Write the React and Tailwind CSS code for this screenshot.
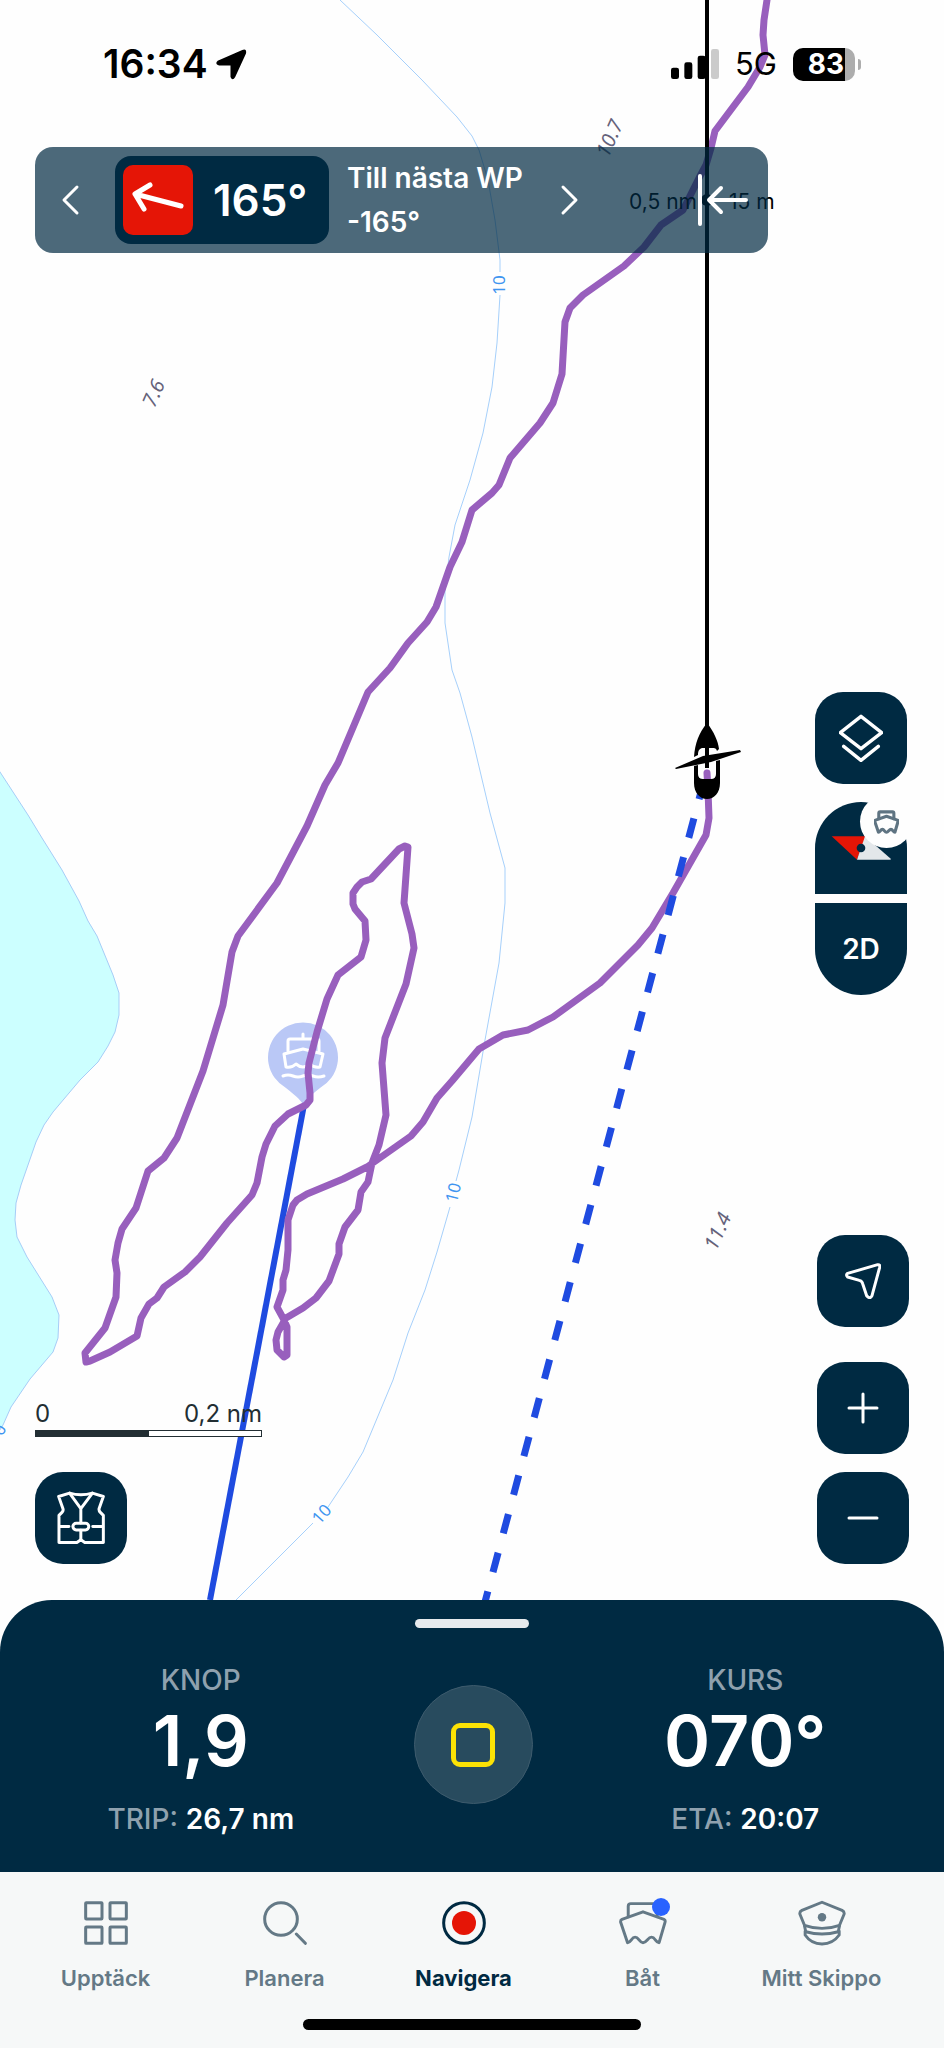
import { clsx } from 'clsx';

const iconProps = {
  fill: 'none',
  stroke: 'currentColor',
  strokeLinecap: 'round',
  strokeLinejoin: 'round',
  'aria-hidden': true,
};

const track =
  'M767 0 764 20 763 35 765 55 760 67 748 87 715 131 711 148 706 165 699 178 683 210 661 225 644 247 624 266 583 295 570 308 565 322 562 374 553 403 540 423 510 458 499 485 492 493 472 510 462 542 450 567 436 607 427 622 408 643 390 668 368 692 338 763 325 785 307 826 277 883 238 936 232 952 223 1005 203 1071 177 1138 164 1158 148 1171 136 1208 122 1229 118 1243 115 1260 117 1273 116 1297 105 1328 85 1353 86 1362 90 1361 110 1352 137 1336 141 1318 149 1304 157 1298 164 1287 185 1272 200 1257 227 1223 252 1195 257 1183 262 1157 266 1144 275 1126 288 1114 306 1105 310 1100 310 1093 308 1073 309 1063 317 1032 327 999 338 975 361 957 366 940 365 921 355 909 353 904 353 893 357 887 362 882 371 879 399 849 405 846 408 847 404 903 412 934 414 948 406 984 385 1038 382 1063 386 1115 379 1145 372 1163 368 1182 361 1192 358 1210 345 1227 339 1244 339 1254 329 1281 316 1298 303 1308 286 1318 278 1332 276 1340 277 1350 284 1357 287 1355 287 1327 283 1318 277 1307 283 1290 283 1280 286 1270 288 1250 288 1220 293 1205 297 1200 307 1194 343 1179 367 1167 411 1136 423 1122 437 1098 452 1081 479 1049 503 1035 528 1030 553 1017 600 983 638 945 652 928 673 893 706 835 709 818 708 790 707 773';

const island =
  'M-4 766 0 772 28 815 42 838 52 854 62 870 79 901 88 921 97 936 113 975 119 993 119 1015 115 1032 108 1046 98 1062 80 1080 53 1112 44 1125 36 1142 21 1185 16 1203 15 1220 17 1237 27 1257 52 1297 59 1315 58 1338 53 1352 30 1379 11 1407 3 1425 -4 1436Z';

function ChartMap() {
  return (
    <svg
      className="absolute inset-0 h-full w-full"
      viewBox="0 0 944 1600"
      preserveAspectRatio="xMidYMin slice"
      role="img"
      aria-label="Sjökort"
    >
      <rect width="944" height="1600" fill="#fefefe" />
      <path d={island} fill="#ccffff" stroke="#a6cdf7" strokeWidth="1" />

      {/* Depth contours */}
      <g fill="none" stroke="#a6d0fb" strokeWidth="1">
        <path d="M340 0 377 35 422 80 457 117 472 136 479 150 488 180 495 220 500 260 500 272" />
        <path d="M500 295 497 343 492 387 483 433 470 480 455 525 449 557 445 590 445 623 449 650 452 670 460 693 472 737 490 813 505 868 505 903 499 963 485 1040 472 1117 459 1170 456 1181" />
        <path d="M450 1207 437 1252 425 1290 408 1333 393 1380 363 1452 348 1477 328 1507" />
        <path d="M313 1523 303 1533 236 1600" />
      </g>
      <g fontFamily='"Noto Sans", sans-serif' fontSize="17" textAnchor="middle" fill="#3f95f0">
        <text transform="translate(505 285) rotate(-90)">10</text>
        <text transform="translate(459 1194) rotate(-76)">10</text>
        <text transform="translate(326 1518) rotate(-48)">10</text>
        <text transform="translate(5 1432) rotate(-70)">0</text>
      </g>
      <g
        fontFamily='"Noto Sans", sans-serif'
        fontSize="20"
        fontStyle="italic"
        textAnchor="middle"
        fill="#65627a"
      >
        <text transform="translate(616 141) rotate(-66)">10.7</text>
        <text transform="translate(160 396) rotate(-66)">7.6</text>
        <text transform="translate(724 1234) rotate(-66)">11.4</text>
      </g>

      {/* Harbour pin */}
      <path
        d="M303 1104 C297 1096 292 1093 286 1088 A35 35 0 1 1 320 1088 C314 1093 309 1096 303 1104Z"
        fill="#bac8f6"
      />
      <g fill="none" stroke="#fff" strokeWidth="3" strokeLinejoin="round" strokeLinecap="round">
        <path d="M303 1034V1039M288 1051V1041Q288 1039 290 1039H317Q319 1039 319 1041V1051" />
        <path d="M284 1054 303 1049 323 1054 320 1067Q314 1068 310 1064 303 1070 296 1064 292 1068 286 1067Z" />
        <path d="M283 1076Q288 1074 293 1076T303 1076 313 1076 324 1076" />
      </g>

      <path d="M304 1105 210 1600" stroke="#1f4be0" strokeWidth="6" />
      <path
        d={track}
        fill="none"
        stroke="#985fbd"
        strokeWidth="7"
        strokeLinejoin="round"
        strokeLinecap="round"
      />
      <path
        d="M706 773 485 1602"
        stroke="#1f4be0"
        strokeWidth="7"
        strokeDasharray="20 20"
        strokeDashoffset="-7"
      />

      {/* Heading line with distance marker */}
      <path d="M707 0V768" stroke="#000" strokeWidth="4" />
      <circle cx="707" cy="200" r="6" />
      <g fontFamily="Inter, sans-serif" fontSize="21">
        <text x="629" y="209">0,5 nm</text>
        <text x="729" y="209">15 m</text>
      </g>

      {/* Own boat */}
      <path d="M707 723C699 733 695 743 694 757L698 755C698 750 700 748 703 748H712C715 748 716 748 717 751L719 749C718 741 714 732 707 723Z" />
      <path d="M694 766 698 765V774Q698 779 703 779H711Q716 779 716 774V761L720 760V783C720 793 714 799 707 799S694 793 694 783Z" />
      <path d="M675 768 703 756 740 750 741 752 711 762 676 769Z" />
      <path d="M707 772V779" stroke="#985fbd" strokeWidth="6" />
    </svg>
  );
}

function StatusBar() {
  return (
    <div className="flex h-32 items-center justify-between pl-[103px] pr-[83px]">
      <div className="flex items-center gap-2 text-[39px] leading-10 font-semibold">
        <span>16:34</span>
        <svg className="h-[31px] w-[31px]" viewBox="0 0 92 92" aria-hidden="true">
          <path d="M78 3Q92-2 89 13L57 83Q49 96 43 83V49H9Q-5 45 5 35Z" />
        </svg>
      </div>
      <div className="flex items-center">
        <svg className="h-[30px] w-12" viewBox="0 0 144 90" aria-hidden="true">
          <rect x="0" y="56" width="24" height="34" rx="7" />
          <rect x="40" y="40" width="24" height="50" rx="7" />
          <rect x="80" y="20" width="24" height="70" rx="7" />
          <rect x="120" y="0" width="24" height="90" rx="7" fill="#000" fillOpacity="0.2" />
        </svg>
        <span className="ml-4 text-[31px] leading-10">5G</span>
        <div className="ml-4 flex h-[33px] w-[62px] items-center justify-center overflow-hidden rounded-[10px] bg-linear-to-r from-black from-84% to-[#adadad] to-84% pl-1 text-[28px] font-bold text-white">
          83
        </div>
        <div className="ml-[3px] h-[11px] w-[3px] rounded-r-full bg-[#adadad]" />
      </div>
    </div>
  );
}

function CourseBar() {
  return (
    <div className="mt-[19px] mr-44 ml-[35px] flex h-[106px] items-center rounded-[18px] bg-[#002a42]/70 pr-5 pl-[26px] text-white">
      <button type="button" aria-label="Föregående" className="shrink-0">
        <svg {...iconProps} className="h-8 w-5" viewBox="0 0 20 32" strokeWidth="3">
          <path d="M16 3 3 16l13 13" />
        </svg>
      </button>
      <div className="ml-[34px] flex h-[88px] w-[214px] shrink-0 items-center rounded-2xl bg-[#002a42] pl-2">
        <div className="flex h-[70px] w-[70px] items-center justify-center rounded-[10px] bg-[#e51506]">
          <svg {...iconProps} className="h-[70px] w-[70px]" viewBox="0 0 70 70" strokeWidth="5">
            <path d="M58 41 12 29M27 20 12 29 21 44" />
          </svg>
        </div>
        <span className="ml-5 text-[44px] font-semibold">165°</span>
      </div>
      <div className="ml-[18px] text-[28px] leading-11 font-semibold whitespace-nowrap">
        <div>Till nästa WP</div>
        <div>-165°</div>
      </div>
      <button type="button" aria-label="Nästa" className="ml-[36px] shrink-0">
        <svg {...iconProps} className="h-8 w-5" viewBox="0 0 20 32" strokeWidth="3">
          <path d="M4 3l13 13L4 29" />
        </svg>
      </button>
      <button type="button" aria-label="Fäll ihop" className="ml-auto shrink-0">
        <svg {...iconProps} className="h-14 w-[52px]" viewBox="0 0 52 56" strokeWidth="4">
          <path d="M4 4V52M50 28H13M25 16 13 28 25 40" />
        </svg>
      </button>
    </div>
  );
}

function MapButton({ label, children }) {
  return (
    <button
      type="button"
      aria-label={label}
      className="flex h-[92px] w-[92px] items-center justify-center rounded-[28px] bg-[#002a42] text-white"
    >
      {children}
    </button>
  );
}

function BoatIcon({ className, strokeWidth = 9 }) {
  return (
    <svg {...iconProps} className={className} viewBox="0 0 146 134" strokeWidth={strokeWidth}>
      <path d="M28 48V16Q28 8 36 8H108Q116 8 116 16V48" />
      <path d="M9 56 73 33 137 56Q142 58 140 65L122 127C112 127 110 110 99 110S84 127 73 127 60 110 49 110 36 127 26 127L5 65Q4 58 9 56Z" />
    </svg>
  );
}

function ScaleBar() {
  return (
    <div className="w-[227px] text-[#222e33]">
      <div className="flex justify-between text-2xl leading-8">
        <span>0</span>
        <span>0,2 nm</span>
      </div>
      <div className="flex h-[7px] border border-[#222e33] bg-white">
        <div className="w-1/2 bg-[#222e33]" />
      </div>
    </div>
  );
}

function MapControls() {
  return (
    <div className="flex flex-1 justify-between pt-[439px] pb-9">
      <div className="flex flex-col justify-end gap-[35px] pl-[35px]">
        <ScaleBar />
        <MapButton label="Flytväst">
          <svg {...iconProps} className="h-[54px] w-12" viewBox="0 0 145 160" strokeWidth="9">
            <path d="M5 15 38 5Q72 15 107 5L140 15 127 52Q126 58 131 63L140 72V154H84L72 146 60 154H6V72L15 63Q20 58 18 52Z" />
            <path d="M38 5 72 52 107 5M72 52V95M72 117V146M8 106H36M108 106H138" />
            <rect x="48" y="96" width="48" height="20" rx="10" />
          </svg>
        </MapButton>
      </div>

      <div className="flex flex-col items-end justify-between pr-[35px]">
        <div className="flex flex-col gap-[18px] pr-[2px]">
          <MapButton label="Kartlager">
            <svg {...iconProps} className="h-12 w-11" viewBox="0 0 132 144" strokeWidth="10">
              <path d="M66 7 128 56 66 104 4 56ZM14 97 66 139 118 97" />
            </svg>
          </MapButton>
          <div className="flex flex-col gap-[9px]">
            <button
              type="button"
              aria-label="Kompass"
              className="relative h-[92px] w-[92px] rounded-t-full bg-[#002a42]"
            >
              <svg className="h-full w-full" viewBox="0 0 276 276" aria-hidden="true">
                <path d="M50 103H152L126 173Z" fill="#e51506" />
                <path d="M150 103 228 171 226 173H126Z" fill="#e3e7ea" />
                <circle cx="138" cy="138" r="13" fill="#002a42" />
              </svg>
              <span className="absolute -top-[7px] -right-[6px] flex h-[53px] w-[53px] items-center justify-center rounded-full bg-[#fefefe] text-[#5f7482]">
                <BoatIcon className="h-6 w-[25px]" strokeWidth={18} />
              </span>
            </button>
            <button
              type="button"
              className="h-[92px] w-[92px] rounded-b-full bg-[#002a42] text-[28px] font-semibold text-white"
            >
              2D
            </button>
          </div>
        </div>

        <div className="flex flex-col gap-[18px]">
          <div className="mb-[17px]">
            <MapButton label="Min position">
              <svg {...iconProps} className="h-9 w-9" viewBox="0 0 108 108" strokeWidth="9">
                <path d="M98 5 8 31Q1 36 8 42L43 52Q51 54 53 62L65 98Q75 110 81 98L104 13Q106 4 98 5Z" />
              </svg>
            </MapButton>
          </div>
          <MapButton label="Zooma in">
            <svg {...iconProps} className="h-8 w-8" viewBox="0 0 32 32" strokeWidth="3">
              <path d="M16 2V30M2 16H30" />
            </svg>
          </MapButton>
          <MapButton label="Zooma ut">
            <svg {...iconProps} className="h-8 w-8" viewBox="0 0 32 32" strokeWidth="3">
              <path d="M2 16H30" />
            </svg>
          </MapButton>
        </div>
      </div>
    </div>
  );
}

function Reading({ label, value, subLabel, subValue }) {
  return (
    <div className="flex flex-1 flex-col items-center">
      <div className="text-[28px] leading-9 font-medium text-[#8fa1ae]">{label}</div>
      <div className="mt-[7px] text-[70px] leading-18 font-semibold text-white">{value}</div>
      <div className="mt-6 text-[28px] leading-9">
        <span className="font-medium text-[#8fa1ae]">{subLabel}</span>{' '}
        <span className="font-semibold text-white">{subValue}</span>
      </div>
    </div>
  );
}

function TripPanel() {
  return (
    <section className="rounded-t-[52px] bg-[#002a42] pt-[19px] pb-[35px]">
      <div className="mx-auto h-[9px] w-[114px] rounded-full bg-[#e6eaed]" />
      <div className="mt-[34px] flex items-start gap-[14px] pl-[2px]">
        <Reading label="KNOP" value="1,9" subLabel="TRIP:" subValue="26,7 nm" />
        <button
          type="button"
          aria-label="Stoppa"
          className="mt-[23px] flex h-[119px] w-[119px] items-center justify-center rounded-full border border-[#3d5b6d] bg-[#284b5e]"
        >
          <span className="h-11 w-11 rounded-[9px] border-5 border-[#fce205]" />
        </button>
        <Reading label="KURS" value="070°" subLabel="ETA:" subValue="20:07" />
      </div>
    </section>
  );
}

const tabs = [
  {
    label: 'Upptäck',
    icon: (
      <svg {...iconProps} className="h-11 w-11" viewBox="0 0 132 132" strokeWidth="9">
        <rect x="5" y="5" width="49" height="49" rx="2" />
        <rect x="78" y="5" width="49" height="49" rx="2" />
        <rect x="5" y="78" width="49" height="49" rx="2" />
        <rect x="78" y="78" width="49" height="49" rx="2" />
      </svg>
    ),
  },
  {
    label: 'Planera',
    icon: (
      <svg {...iconProps} className="h-11 w-11" viewBox="0 0 132 132" strokeWidth="9">
        <circle cx="54" cy="54" r="49" />
        <path d="M100 99 127 127" />
      </svg>
    ),
  },
  {
    label: 'Navigera',
    active: true,
    icon: (
      <svg {...iconProps} className="h-11 w-11" viewBox="0 0 132 132" strokeWidth="9">
        <circle cx="66" cy="66" r="61" />
        <circle cx="66" cy="66" r="36" fill="#e51506" stroke="none" />
      </svg>
    ),
  },
  {
    label: 'Båt',
    icon: (
      <span className="relative">
        <BoatIcon className="h-11 w-12" />
        <span className="absolute -top-[3px] -right-[3px] h-[18px] w-[18px] rounded-full bg-[#2962ff]" />
      </span>
    ),
  },
  {
    label: 'Mitt Skippo',
    icon: (
      <svg {...iconProps} className="h-[46px] w-12" viewBox="0 0 148 140" strokeWidth="9">
        <path d="M74 6 136 31Q144 35 142 43L128 77Q74 96 20 77L6 43Q4 35 12 31Z" />
        <path d="M20 79 24 97Q74 111 124 97L128 79" />
        <path d="M22 95V107Q40 134 74 135 108 134 127 107V95" />
        <circle cx="74" cy="52" r="13" fill="currentColor" stroke="none" />
      </svg>
    ),
  },
];

function TabBar() {
  return (
    <nav className="bg-[#f6f8f8] pt-[29px] pb-[18px]">
      <div className="flex pr-[33px] pl-4">
        {tabs.map((tab) => (
          <a
            key={tab.label}
            href="#"
            aria-current={tab.active ? 'page' : undefined}
            className={clsx(
              'flex flex-1 flex-col items-center gap-[19px] text-[22px] leading-7',
              tab.active ? 'font-bold text-[#002a42]' : 'font-semibold text-[#647986]'
            )}
          >
            <span className="flex h-11 items-center">{tab.icon}</span>
            <span>{tab.label}</span>
          </a>
        ))}
      </div>
      <div className="mx-auto mt-[27px] h-[11px] w-[338px] rounded-full bg-black" />
    </nav>
  );
}

export default function App() {
  return (
    <div className="flex min-h-screen flex-col bg-[#fefefe] font-['Inter',sans-serif] text-black">
      <main className="relative flex flex-1 flex-col">
        <ChartMap />
        <div className="relative flex flex-1 flex-col">
          <StatusBar />
          <CourseBar />
          <MapControls />
        </div>
      </main>
      <TripPanel />
      <TabBar />
    </div>
  );
}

____

> _Task to complete_
Transcribe exactly, with no pictures, the lines running from the first line of the material through the line holding "1425 -4 1436Z';".

> _Completed task_
Write the React and Tailwind CSS code for this screenshot.
import { clsx } from 'clsx';

const iconProps = {
  fill: 'none',
  stroke: 'currentColor',
  strokeLinecap: 'round',
  strokeLinejoin: 'round',
  'aria-hidden': true,
};

const track =
  'M767 0 764 20 763 35 765 55 760 67 748 87 715 131 711 148 706 165 699 178 683 210 661 225 644 247 624 266 583 295 570 308 565 322 562 374 553 403 540 423 510 458 499 485 492 493 472 510 462 542 450 567 436 607 427 622 408 643 390 668 368 692 338 763 325 785 307 826 277 883 238 936 232 952 223 1005 203 1071 177 1138 164 1158 148 1171 136 1208 122 1229 118 1243 115 1260 117 1273 116 1297 105 1328 85 1353 86 1362 90 1361 110 1352 137 1336 141 1318 149 1304 157 1298 164 1287 185 1272 200 1257 227 1223 252 1195 257 1183 262 1157 266 1144 275 1126 288 1114 306 1105 310 1100 310 1093 308 1073 309 1063 317 1032 327 999 338 975 361 957 366 940 365 921 355 909 353 904 353 893 357 887 362 882 371 879 399 849 405 846 408 847 404 903 412 934 414 948 406 984 385 1038 382 1063 386 1115 379 1145 372 1163 368 1182 361 1192 358 1210 345 1227 339 1244 339 1254 329 1281 316 1298 303 1308 286 1318 278 1332 276 1340 277 1350 284 1357 287 1355 287 1327 283 1318 277 1307 283 1290 283 1280 286 1270 288 1250 288 1220 293 1205 297 1200 307 1194 343 1179 367 1167 411 1136 423 1122 437 1098 452 1081 479 1049 503 1035 528 1030 553 1017 600 983 638 945 652 928 673 893 706 835 709 818 708 790 707 773';

const island =
  'M-4 766 0 772 28 815 42 838 52 854 62 870 79 901 88 921 97 936 113 975 119 993 119 1015 115 1032 108 1046 98 1062 80 1080 53 1112 44 1125 36 1142 21 1185 16 1203 15 1220 17 1237 27 1257 52 1297 59 1315 58 1338 53 1352 30 1379 11 1407 3 1425 -4 1436Z';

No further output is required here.